Como se ve en la foto de al lado, peregrinos hailos de todas las edades. El más pequeño iba como un rey repantigado en su asiento, mientras su padre tiraba de él, contento y satisfecho como un maharajá.

-Buen camino, familia.

Definitivamente el camino se ha humanizado, los lobos huyeron al monte y la senda se quedó sola con sus peregrinos y la gente de buena voluntad que quiera transitarlo. Aquí, como en un maratón, existe la fraternidad de la común afición, o devoción para otros. Los lugareños que lo cruzan son otra cosa, pertenecen a otro mundo; sólo los peregrinos y los caminantes están en la misma cofradía. Éstos ahora son ciudadanos de este pequeño país alungado entre Santiago y Roncesvalles.

De la vera del camino, de bajo la sombra de un inmenso fresno, salen las voces de un numeroso grupo de jóvenes que entonan alguna canción de hosanna; lenta, como una ola sin prisa cruzando por la mañana, se oye una canción que habla del Jesús del Evangelio. Es una melodía cargada de tristeza y vigor juvenil, dulce y algo enfermiza.
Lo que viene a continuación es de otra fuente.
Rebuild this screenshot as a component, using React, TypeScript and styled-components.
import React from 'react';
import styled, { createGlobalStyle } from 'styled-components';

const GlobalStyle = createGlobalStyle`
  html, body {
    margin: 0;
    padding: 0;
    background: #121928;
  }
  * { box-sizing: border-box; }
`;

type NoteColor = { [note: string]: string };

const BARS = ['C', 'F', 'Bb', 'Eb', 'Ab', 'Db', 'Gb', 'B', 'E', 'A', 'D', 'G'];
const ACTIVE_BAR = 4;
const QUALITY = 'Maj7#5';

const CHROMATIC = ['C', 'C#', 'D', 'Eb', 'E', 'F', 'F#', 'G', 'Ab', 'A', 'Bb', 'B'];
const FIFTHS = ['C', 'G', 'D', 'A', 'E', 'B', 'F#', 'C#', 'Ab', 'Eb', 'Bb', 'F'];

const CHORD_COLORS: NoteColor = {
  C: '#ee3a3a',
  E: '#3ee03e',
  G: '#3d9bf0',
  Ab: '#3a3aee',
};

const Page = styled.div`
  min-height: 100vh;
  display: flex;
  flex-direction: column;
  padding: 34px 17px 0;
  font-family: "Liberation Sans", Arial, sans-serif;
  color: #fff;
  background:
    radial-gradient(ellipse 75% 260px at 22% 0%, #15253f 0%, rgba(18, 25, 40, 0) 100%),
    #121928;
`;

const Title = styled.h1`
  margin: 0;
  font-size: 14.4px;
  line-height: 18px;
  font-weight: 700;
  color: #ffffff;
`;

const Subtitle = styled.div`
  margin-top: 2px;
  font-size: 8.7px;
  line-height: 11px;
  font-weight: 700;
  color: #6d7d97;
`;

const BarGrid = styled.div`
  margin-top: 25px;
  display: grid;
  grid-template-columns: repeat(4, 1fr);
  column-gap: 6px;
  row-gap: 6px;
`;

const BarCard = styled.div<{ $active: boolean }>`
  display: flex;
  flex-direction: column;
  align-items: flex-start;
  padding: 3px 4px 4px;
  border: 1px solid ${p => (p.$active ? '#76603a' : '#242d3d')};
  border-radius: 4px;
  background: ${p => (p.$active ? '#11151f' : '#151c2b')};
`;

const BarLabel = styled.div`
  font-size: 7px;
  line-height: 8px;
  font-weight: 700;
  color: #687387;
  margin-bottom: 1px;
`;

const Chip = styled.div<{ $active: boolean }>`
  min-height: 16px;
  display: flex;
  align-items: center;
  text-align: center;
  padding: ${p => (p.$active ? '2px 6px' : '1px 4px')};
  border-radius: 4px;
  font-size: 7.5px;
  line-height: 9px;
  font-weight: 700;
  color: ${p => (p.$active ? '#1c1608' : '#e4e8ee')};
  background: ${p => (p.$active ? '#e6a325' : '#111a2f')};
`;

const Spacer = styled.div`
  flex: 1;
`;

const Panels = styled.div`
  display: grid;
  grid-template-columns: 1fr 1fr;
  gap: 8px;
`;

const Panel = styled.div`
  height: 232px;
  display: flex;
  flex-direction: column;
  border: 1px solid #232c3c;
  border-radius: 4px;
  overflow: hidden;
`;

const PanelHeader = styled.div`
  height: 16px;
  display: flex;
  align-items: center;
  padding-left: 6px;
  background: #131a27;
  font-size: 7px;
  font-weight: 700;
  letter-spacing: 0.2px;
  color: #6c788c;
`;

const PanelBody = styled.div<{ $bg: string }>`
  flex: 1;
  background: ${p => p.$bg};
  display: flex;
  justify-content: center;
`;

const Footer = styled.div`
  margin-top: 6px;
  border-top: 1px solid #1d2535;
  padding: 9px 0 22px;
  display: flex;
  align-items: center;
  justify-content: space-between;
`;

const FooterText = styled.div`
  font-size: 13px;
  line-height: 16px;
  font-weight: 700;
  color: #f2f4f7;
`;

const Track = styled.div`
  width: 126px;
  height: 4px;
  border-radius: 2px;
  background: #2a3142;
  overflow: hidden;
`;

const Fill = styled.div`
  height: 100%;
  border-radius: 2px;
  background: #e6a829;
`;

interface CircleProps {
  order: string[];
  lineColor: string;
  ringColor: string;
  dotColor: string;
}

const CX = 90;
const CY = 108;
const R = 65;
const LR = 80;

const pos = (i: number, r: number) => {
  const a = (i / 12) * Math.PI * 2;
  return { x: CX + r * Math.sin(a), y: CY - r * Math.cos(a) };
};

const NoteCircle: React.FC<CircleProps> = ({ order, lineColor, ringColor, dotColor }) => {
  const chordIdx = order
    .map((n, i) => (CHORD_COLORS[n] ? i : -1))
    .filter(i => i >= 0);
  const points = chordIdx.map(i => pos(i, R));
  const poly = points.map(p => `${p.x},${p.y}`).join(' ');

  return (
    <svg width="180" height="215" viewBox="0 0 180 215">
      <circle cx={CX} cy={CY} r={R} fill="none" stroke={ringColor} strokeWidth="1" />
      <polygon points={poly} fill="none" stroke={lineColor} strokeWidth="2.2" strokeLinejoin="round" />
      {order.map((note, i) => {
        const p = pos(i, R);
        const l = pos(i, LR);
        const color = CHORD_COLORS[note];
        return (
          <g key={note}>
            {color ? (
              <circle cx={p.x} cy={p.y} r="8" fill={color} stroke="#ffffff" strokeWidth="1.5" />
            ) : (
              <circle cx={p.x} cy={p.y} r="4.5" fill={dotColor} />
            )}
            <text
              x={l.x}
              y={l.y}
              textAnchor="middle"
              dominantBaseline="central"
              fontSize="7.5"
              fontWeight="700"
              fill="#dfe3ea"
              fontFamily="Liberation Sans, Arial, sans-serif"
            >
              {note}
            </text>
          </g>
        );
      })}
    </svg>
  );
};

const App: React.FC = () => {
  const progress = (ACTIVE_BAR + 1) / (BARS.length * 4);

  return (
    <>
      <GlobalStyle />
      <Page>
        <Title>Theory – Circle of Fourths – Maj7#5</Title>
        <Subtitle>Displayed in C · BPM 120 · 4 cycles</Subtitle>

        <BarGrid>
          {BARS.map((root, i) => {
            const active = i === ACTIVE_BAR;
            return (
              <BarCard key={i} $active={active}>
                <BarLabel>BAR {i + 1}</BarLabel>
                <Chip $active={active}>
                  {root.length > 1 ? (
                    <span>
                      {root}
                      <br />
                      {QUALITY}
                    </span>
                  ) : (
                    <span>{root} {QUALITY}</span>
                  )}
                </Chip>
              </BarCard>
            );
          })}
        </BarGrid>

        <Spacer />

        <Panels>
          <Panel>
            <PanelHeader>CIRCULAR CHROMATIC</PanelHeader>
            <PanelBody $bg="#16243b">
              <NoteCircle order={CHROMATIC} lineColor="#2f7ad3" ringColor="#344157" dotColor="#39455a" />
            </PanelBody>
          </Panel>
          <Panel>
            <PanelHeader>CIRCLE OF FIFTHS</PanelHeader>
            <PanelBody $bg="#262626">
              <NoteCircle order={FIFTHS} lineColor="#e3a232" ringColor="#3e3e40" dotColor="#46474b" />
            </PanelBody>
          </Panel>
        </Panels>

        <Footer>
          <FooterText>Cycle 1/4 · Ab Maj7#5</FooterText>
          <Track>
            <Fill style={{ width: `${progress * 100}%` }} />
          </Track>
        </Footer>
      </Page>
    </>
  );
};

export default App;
Más allá un rostro como el de nuestro amigo Eduardo, el de Adriana, hombre chiquitín de aspecto mongoloide que muestra los dientes sonriendo suavemente, dice un hola expresivo y sigue su camino embozado en su pañuelo de tuareg bajo el sol ya algo inclemente de las dos de la tarde. La presencia de los caminante se espacia buscando cada uno ya el refrigerio del almuerzo, o la sombra pertinente, mientras Cela, que pasó ya de La Carolina, se enzarza en los pormenores de la historia de la construcción de la catedral de Jaén. Es hora de acogerse a los beneficios del camino, un caldo gallego con berzas y jamón asado con patatas, más tarta helada, café y hoy, como excepción, una copita de anís con hielo, el consabido refrigerio de mi padre para los días en que comemos juntos.